Phil Roberts always has a wicked sense of humor and a finely-oiled team of experts under his umbrella that leaves no stone unturned, from their name to the planning and menu concepts with his Corporate team with Chef Todd Bolton and Michael Larson (a team player since his early Pronto days) to his graphic designers and interior designers. In fact, I learned his son Steve is now giving us these grooving new interiors from barn board and farm cow shots to a huge, 10 foot photo of a man stuffing a burger in his mouth.
The new space now boasts a floor-to-ceiling wall of windows on the lakeside of the room, with the big bar moved to the far wall, which gives the dining room seating the main focus—145 people, with four-top tables and cozy black leather booths. Outside, the patio has been enlarged to seat 68 for summer dining and a hazy view of Lake Calhoun. The new GM will be John Emerson (he was with Buca and Figilo in the past) and Andrew Suthers, who was most recently down at Manny’s, has also joined the team as the executive chef.
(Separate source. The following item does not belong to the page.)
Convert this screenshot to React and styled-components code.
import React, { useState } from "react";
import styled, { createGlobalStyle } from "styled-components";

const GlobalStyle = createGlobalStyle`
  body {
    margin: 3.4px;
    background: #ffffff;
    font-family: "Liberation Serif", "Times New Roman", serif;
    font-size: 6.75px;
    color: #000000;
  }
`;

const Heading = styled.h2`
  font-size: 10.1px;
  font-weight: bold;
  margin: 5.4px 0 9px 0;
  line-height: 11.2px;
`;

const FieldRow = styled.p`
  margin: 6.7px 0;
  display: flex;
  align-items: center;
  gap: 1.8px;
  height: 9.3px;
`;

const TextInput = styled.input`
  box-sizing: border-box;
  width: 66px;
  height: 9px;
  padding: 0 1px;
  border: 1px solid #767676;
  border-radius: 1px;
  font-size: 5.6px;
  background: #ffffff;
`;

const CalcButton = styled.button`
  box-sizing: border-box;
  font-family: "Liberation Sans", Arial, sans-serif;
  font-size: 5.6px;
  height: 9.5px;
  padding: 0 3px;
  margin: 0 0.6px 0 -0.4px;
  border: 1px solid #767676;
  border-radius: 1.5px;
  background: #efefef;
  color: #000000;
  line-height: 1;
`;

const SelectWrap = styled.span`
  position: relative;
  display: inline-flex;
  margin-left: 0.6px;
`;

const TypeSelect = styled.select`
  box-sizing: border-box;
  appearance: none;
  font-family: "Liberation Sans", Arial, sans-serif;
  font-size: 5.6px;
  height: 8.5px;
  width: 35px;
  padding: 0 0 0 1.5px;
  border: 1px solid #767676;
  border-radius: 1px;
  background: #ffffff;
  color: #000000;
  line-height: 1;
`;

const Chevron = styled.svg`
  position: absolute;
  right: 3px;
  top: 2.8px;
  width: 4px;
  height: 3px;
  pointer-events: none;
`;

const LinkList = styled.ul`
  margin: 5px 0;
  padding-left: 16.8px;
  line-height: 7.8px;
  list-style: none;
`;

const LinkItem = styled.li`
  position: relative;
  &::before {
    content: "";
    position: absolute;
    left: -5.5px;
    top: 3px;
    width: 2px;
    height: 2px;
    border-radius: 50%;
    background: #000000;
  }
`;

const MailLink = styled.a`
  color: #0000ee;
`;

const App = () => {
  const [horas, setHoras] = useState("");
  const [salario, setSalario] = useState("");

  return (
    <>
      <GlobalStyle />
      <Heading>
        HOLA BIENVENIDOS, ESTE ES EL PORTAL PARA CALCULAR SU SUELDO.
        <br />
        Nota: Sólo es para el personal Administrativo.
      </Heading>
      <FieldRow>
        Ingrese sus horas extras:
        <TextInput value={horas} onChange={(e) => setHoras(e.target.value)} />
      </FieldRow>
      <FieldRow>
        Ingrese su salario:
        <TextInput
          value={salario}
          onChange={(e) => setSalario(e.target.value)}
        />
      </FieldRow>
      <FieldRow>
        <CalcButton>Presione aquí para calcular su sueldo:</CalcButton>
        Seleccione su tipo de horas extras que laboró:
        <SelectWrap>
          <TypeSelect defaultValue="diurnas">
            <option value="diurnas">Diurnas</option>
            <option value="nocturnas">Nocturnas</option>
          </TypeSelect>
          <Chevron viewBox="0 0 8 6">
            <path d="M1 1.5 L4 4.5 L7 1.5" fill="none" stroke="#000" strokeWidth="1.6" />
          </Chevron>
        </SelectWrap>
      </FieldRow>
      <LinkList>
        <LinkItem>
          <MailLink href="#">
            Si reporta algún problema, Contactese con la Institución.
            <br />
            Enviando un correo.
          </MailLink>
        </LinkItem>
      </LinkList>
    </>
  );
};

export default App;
Suthers also pointed out their new signature patty will be a custom grind of chuck, brisket and shank, and the basic burger served on a butter toasted bun (they bake their own), with lettuce and tomato and priced at $6.99. Add cheese from The Cheese Board listing, from free government cheese (whatever that is) to $1 for Velveeta, $2 for three “fine cheeses,” to $3 for three choices like Amablu—that would add up to tops of $9.99 per burger. Seven “specialty burgers” are offered at $9.99 (one is called “White Trash” with chicken, fried cheese curds and Velveeta) and eight more items called “Sorta Burgers,” with meatballs, turkey, bison and salmon, and “Dog Burgers” (Kosher, all-beef hotdogs) round out their unique styles with prices $6.99 to $9.99. Check out their adult cocktail shakes, too.